TO BE DONE:
Word for word, quote all of the material, omitting the pictures.

SUPPLIED MATERIAL:
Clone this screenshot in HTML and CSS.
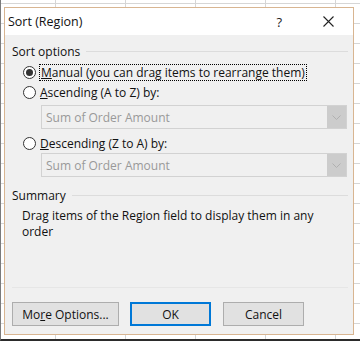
FILE: index.html
```html
<!DOCTYPE html>
<html lang="en">
<head>
    <meta charset="UTF-8">
    <meta name="viewport" content="width=device-width, initial-scale=1.0">
    <title>Sort (Region)</title>
    <link rel="stylesheet" href="styles.css">
</head>
<body>
    <div class="dialog">
        <div class="titlebar">
            <span class="title">Sort (Region)</span>
            <span class="help">?</span>
            <span class="close">
                <svg width="11" height="11" viewBox="0 0 11 11">
                    <path d="M0.5 0.5 L10.5 10.5 M10.5 0.5 L0.5 10.5" stroke="#222" stroke-width="1.1" fill="none"/>
                </svg>
            </span>
        </div>

        <div class="content">
            <div class="group-head">Sort options</div>

            <label class="radio-row first">
                <span class="radio checked"></span>
                <span class="focus"><u>M</u>anual (you can drag items to rearrange them)</span>
            </label>
            <label class="radio-row">
                <span class="radio"></span>
                <span><u>A</u>scending (A to Z) by:</span>
            </label>
            <div class="combo">
                <span class="combo-text">Sum of Order Amount</span>
                <span class="combo-btn">
                    <svg width="9" height="5" viewBox="0 0 9 5"><path d="M0.5 0.5 L4.5 4.5 L8.5 0.5" stroke="#b0b0b0" fill="none"/></svg>
                </span>
            </div>
            <label class="radio-row third">
                <span class="radio"></span>
                <span><u>D</u>escending (Z to A) by:</span>
            </label>
            <div class="combo">
                <span class="combo-text">Sum of Order Amount</span>
                <span class="combo-btn">
                    <svg width="9" height="5" viewBox="0 0 9 5"><path d="M0.5 0.5 L4.5 4.5 L8.5 0.5" stroke="#b0b0b0" fill="none"/></svg>
                </span>
            </div>

            <div class="group-head summary">Summary</div>
            <p class="desc">Drag items of the Region field to display them in any order</p>

            <div class="footer">
                <button class="btn more">Mo<u>r</u>e Options...</button>
                <button class="btn ok">OK</button>
                <button class="btn">Cancel</button>
            </div>
        </div>
    </div>
</body>
</html>
```

FILE: styles.css
```css
html {
    margin: 0;
}
body {
    margin: 0;
    width: 360px;
    height: 341px;
    box-sizing: border-box;
    overflow: hidden;
    font-family: 'Open Sans', 'Noto Sans', sans-serif;
    font-size: 12px;
    color: #111;
    background-color: #fff;
    background-image:
        repeating-linear-gradient(90deg, transparent 0 62px, #d6d6d6 62px 63px, transparent 63px 70px),
        repeating-linear-gradient(180deg, transparent 0 3px, #d6d6d6 3px 4px, transparent 4px 20px);
    background-position: -7px 0, 0 0;
    border-left: 1px solid #7a7a7a;
    border-bottom: 2px solid #2b2b2b;
    padding: 7px 0 0 3px;
}
.dialog {
    width: 350px;
    height: 328px;
    box-sizing: border-box;
    border: 1px solid #d8b591;
    background: #f0f0f0;
    display: flex;
    flex-direction: column;
}
.titlebar {
    height: 27px;
    flex: none;
    background: #fff;
    display: flex;
    align-items: center;
    padding-left: 3px;
    font-size: 12.5px;
}
.title {
    flex: 1;
}
.help {
    font-size: 13px;
    margin-right: 41px;
    color: #222;
}
.close {
    display: flex;
    margin-right: 19px;
}
.content {
    flex: 1;
    display: flex;
    flex-direction: column;
    padding: 0 5px 0 7px;
}
.group-head {
    height: 16px;
    margin-top: 8px;
    display: flex;
    align-items: center;
}
.group-head::after {
    content: "";
    flex: 1;
    height: 1px;
    background: #dcdcdc;
    margin-left: 6px;
}
.group-head.summary {
    margin-top: 10px;
}
.radio-row {
    height: 20px;
    display: flex;
    align-items: center;
    padding-left: 11px;
}
.radio-row.first {
    margin-top: 3px;
}
.radio-row.third {
    margin-top: 4px;
}
.radio {
    width: 13px;
    height: 13px;
    box-sizing: border-box;
    border: 1px solid #333;
    border-radius: 50%;
    background: #fff;
    margin-right: 4px;
    display: flex;
    align-items: center;
    justify-content: center;
}
.radio.checked::after {
    content: "";
    width: 7px;
    height: 7px;
    border-radius: 50%;
    background: #333;
}
.focus {
    outline: 1px dotted #000;
    padding: 0 1px;
    line-height: 15px;
}
.combo {
    margin: 3px 1px 0 29px;
    height: 24px;
    box-sizing: border-box;
    border: 1px solid #d2d2d2;
    background: #f0f0f0;
    display: flex;
    align-items: center;
}
.combo-text {
    flex: 1;
    padding-left: 4px;
    color: #999;
}
.combo-btn {
    width: 19px;
    height: 22px;
    background: #cccccc;
    display: flex;
    align-items: center;
    justify-content: center;
}
.radio-row.third + .combo {
    margin-top: 0;
}
.desc {
    margin: 5px 0 0 10px;
    line-height: 16px;
    width: 305px;
}
.footer {
    margin-top: auto;
    border-top: 1px solid #e6e6e6;
    padding: 14px 0 8px;
    display: flex;
    gap: 11px;
}
.btn {
    font: inherit;
    color: #111;
    width: 81px;
    height: 24px;
    background: #e1e1e1;
    border: 1px solid #adadad;
    padding: 0;
}
.btn.more {
    width: 107px;
}
.btn.ok {
    border: 2px solid #0078d7;
    margin-right: 1px;
}
```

EXERCISE OUTPUT:
Clone this screenshot in HTML and CSS.
FILE: index.html
```html
<!DOCTYPE html>
<html lang="en">
<head>
    <meta charset="UTF-8">
    <meta name="viewport" content="width=device-width, initial-scale=1.0">
    <title>Sort (Region)</title>
    <link rel="stylesheet" href="styles.css">
</head>
<body>
    <div class="dialog">
        <div class="titlebar">
            <span class="title">Sort (Region)</span>
            <span class="help">?</span>
            <span class="close">
                <svg width="11" height="11" viewBox="0 0 11 11">
                    <path d="M0.5 0.5 L10.5 10.5 M10.5 0.5 L0.5 10.5" stroke="#222" stroke-width="1.1" fill="none"/>
                </svg>
            </span>
        </div>

        <div class="content">
            <div class="group-head">Sort options</div>

            <label class="radio-row first">
                <span class="radio checked"></span>
                <span class="focus"><u>M</u>anual (you can drag items to rearrange them)</span>
            </label>
            <label class="radio-row">
                <span class="radio"></span>
                <span><u>A</u>scending (A to Z) by:</span>
            </label>
            <div class="combo">
                <span class="combo-text">Sum of Order Amount</span>
                <span class="combo-btn">
                    <svg width="9" height="5" viewBox="0 0 9 5"><path d="M0.5 0.5 L4.5 4.5 L8.5 0.5" stroke="#b0b0b0" fill="none"/></svg>
                </span>
            </div>
            <label class="radio-row third">
                <span class="radio"></span>
                <span><u>D</u>escending (Z to A) by:</span>
            </label>
            <div class="combo">
                <span class="combo-text">Sum of Order Amount</span>
                <span class="combo-btn">
                    <svg width="9" height="5" viewBox="0 0 9 5"><path d="M0.5 0.5 L4.5 4.5 L8.5 0.5" stroke="#b0b0b0" fill="none"/></svg>
                </span>
            </div>

            <div class="group-head summary">Summary</div>
            <p class="desc">Drag items of the Region field to display them in any order</p>

            <div class="footer">
                <button class="btn more">Mo<u>r</u>e Options...</button>
                <button class="btn ok">OK</button>
                <button class="btn">Cancel</button>
            </div>
        </div>
    </div>
</body>
</html>
```

FILE: styles.css
```css
html {
    margin: 0;
}
body {
    margin: 0;
    width: 360px;
    height: 341px;
    box-sizing: border-box;
    overflow: hidden;
    font-family: 'Open Sans', 'Noto Sans', sans-serif;
    font-size: 12px;
    color: #111;
    background-color: #fff;
    background-image:
        repeating-linear-gradient(90deg, transparent 0 62px, #d6d6d6 62px 63px, transparent 63px 70px),
        repeating-linear-gradient(180deg, transparent 0 3px, #d6d6d6 3px 4px, transparent 4px 20px);
    background-position: -7px 0, 0 0;
    border-left: 1px solid #7a7a7a;
    border-bottom: 2px solid #2b2b2b;
    padding: 7px 0 0 3px;
}
.dialog {
    width: 350px;
    height: 328px;
    box-sizing: border-box;
    border: 1px solid #d8b591;
    background: #f0f0f0;
    display: flex;
    flex-direction: column;
}
.titlebar {
    height: 27px;
    flex: none;
    background: #fff;
    display: flex;
    align-items: center;
    padding-left: 3px;
    font-size: 12.5px;
}
.title {
    flex: 1;
}
.help {
    font-size: 13px;
    margin-right: 41px;
    color: #222;
}
.close {
    display: flex;
    margin-right: 19px;
}
.content {
    flex: 1;
    display: flex;
    flex-direction: column;
    padding: 0 5px 0 7px;
}
.group-head {
    height: 16px;
    margin-top: 8px;
    display: flex;
    align-items: center;
}
.group-head::after {
    content: "";
    flex: 1;
    height: 1px;
    background: #dcdcdc;
    margin-left: 6px;
}
.group-head.summary {
    margin-top: 10px;
}
.radio-row {
    height: 20px;
    display: flex;
    align-items: center;
    padding-left: 11px;
}
.radio-row.first {
    margin-top: 3px;
}
.radio-row.third {
    margin-top: 4px;
}
.radio {
    width: 13px;
    height: 13px;
    box-sizing: border-box;
    border: 1px solid #333;
    border-radius: 50%;
    background: #fff;
    margin-right: 4px;
    display: flex;
    align-items: center;
    justify-content: center;
}
.radio.checked::after {
    content: "";
    width: 7px;
    height: 7px;
    border-radius: 50%;
    background: #333;
}
.focus {
    outline: 1px dotted #000;
    padding: 0 1px;
    line-height: 15px;
}
.combo {
    margin: 3px 1px 0 29px;
    height: 24px;
    box-sizing: border-box;
    border: 1px solid #d2d2d2;
    background: #f0f0f0;
    display: flex;
    align-items: center;
}
.combo-text {
    flex: 1;
    padding-left: 4px;
    color: #999;
}
.combo-btn {
    width: 19px;
    height: 22px;
    background: #cccccc;
    display: flex;
    align-items: center;
    justify-content: center;
}
.radio-row.third + .combo {
    margin-top: 0;
}
.desc {
    margin: 5px 0 0 10px;
    line-height: 16px;
    width: 305px;
}
.footer {
    margin-top: auto;
    border-top: 1px solid #e6e6e6;
    padding: 14px 0 8px;
    display: flex;
    gap: 11px;
}
.btn {
    font: inherit;
    color: #111;
    width: 81px;
    height: 24px;
    background: #e1e1e1;
    border: 1px solid #adadad;
    padding: 0;
}
.btn.more {
    width: 107px;
}
.btn.ok {
    border: 2px solid #0078d7;
    margin-right: 1px;
}
```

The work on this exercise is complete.